In this maze of public statements from North Korea and America, the seeming binary options are weirdly reminiscent of the nuclear standoff of the cold war, when the only choices seemed to be a conflict with massive loss of life or surrender to the adversary’s demands. US Defence Secretary, Jim Mattis, in September, 2017, said that the United States wants to resolve the standoff with North Korea diplomatically. Even the Trump government clarified that it is not seeking to overthrow North Korea’s government. The Trump administration has also maintained that the United States will continue working with allies like China and Russia to diplomatically deal with North Korea on curbing nuclear threat. Apart from calling for dialogue, the Russian and Chinese envoys reiterated the need to scrap America’s THAAD deployment in South Korea, and urged Seoul and Washington to halt military drills in the peninsula.

In 1994, US came perilously close to a second Korean war because of North Korea’s nuclear programme. Today again that crisis is approaching. A war in 1994 would have been terrible but it was avoided with diplomacy (the Agreed Framework, from which the US and North Korea withdrew in 2002). The immediate goal of diplomacy is to lower tensions, cutting through the chest-thumping public statements by talking face to face. Any progress would probably come in small amounts, such as a temporary halt in missile tests, or renewed family reunions and talks with South Korea. If initial steps prove productive, more consequential topics—such as limits on North Korea’s missiles and nuclear weapons, inspections and economic issues can be considered.

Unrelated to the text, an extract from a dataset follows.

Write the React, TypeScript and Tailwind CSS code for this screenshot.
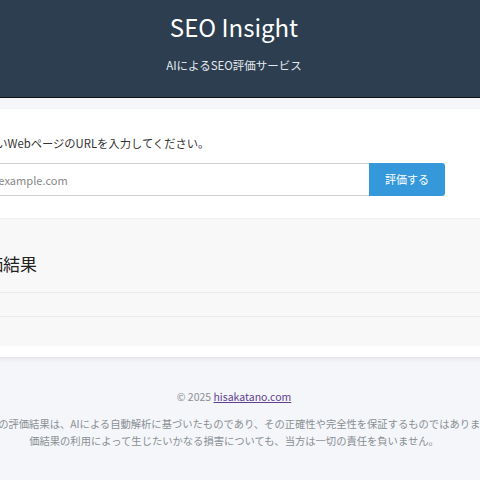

A pre-emptive strike on North Korea’s military facilities would have nothing like the limited scope of containment or punishment conveyed by the recent American cruise missile strike on Syria. To accomplish anything meaningful, an American strike on North Korea will have to be on a huge scale. Even then, it would likely fail to eliminate all of North Korea’s missiles and nuclear weapons. Then, it will bring a military response from North Korea with its nuclear arsenal still intact, putting South Korea and Japan at imminent risk. In his summit with the Chinese leader, President Trump clearly became aware of the complexity of the situation as seen by the Chinese regime : North Korea is not a mere client state of China, and a Chinese attempt to use its economic leverage like cutting off essential food and oil supplies to pressurise the North Korean dictatorship can bring unpredictable consequences, including a collapse of the North Korean regime that would send millions of North Korean refugees streaming across the border in China.

Considering that US is withdrawing from the world stage citing its ‘America first’ policy; China is fcussed on becoming a superpower in the vicinity of North Korea; South Korea and Japan are aligned with US which seeks to cut it off from international scene via sanctions against it. North Korea is well within its rights to develop a viable nuclear deterrent to defend its sovereignty and territorial integrity. US can not be trusted. It brokered the deal with Iran and then is on the verge of breaking it, despite assurances from the UN that Iran is following the agreement meticulously. Major powers of the world including US, China, Russia have only toppled the countries such as Syria, Iraq, Libya, Afghanistan and so on. North Korea is not fooling itself into believing that US will bring the light of democracy and remove dictatorship and in the end will leave the country wartorn.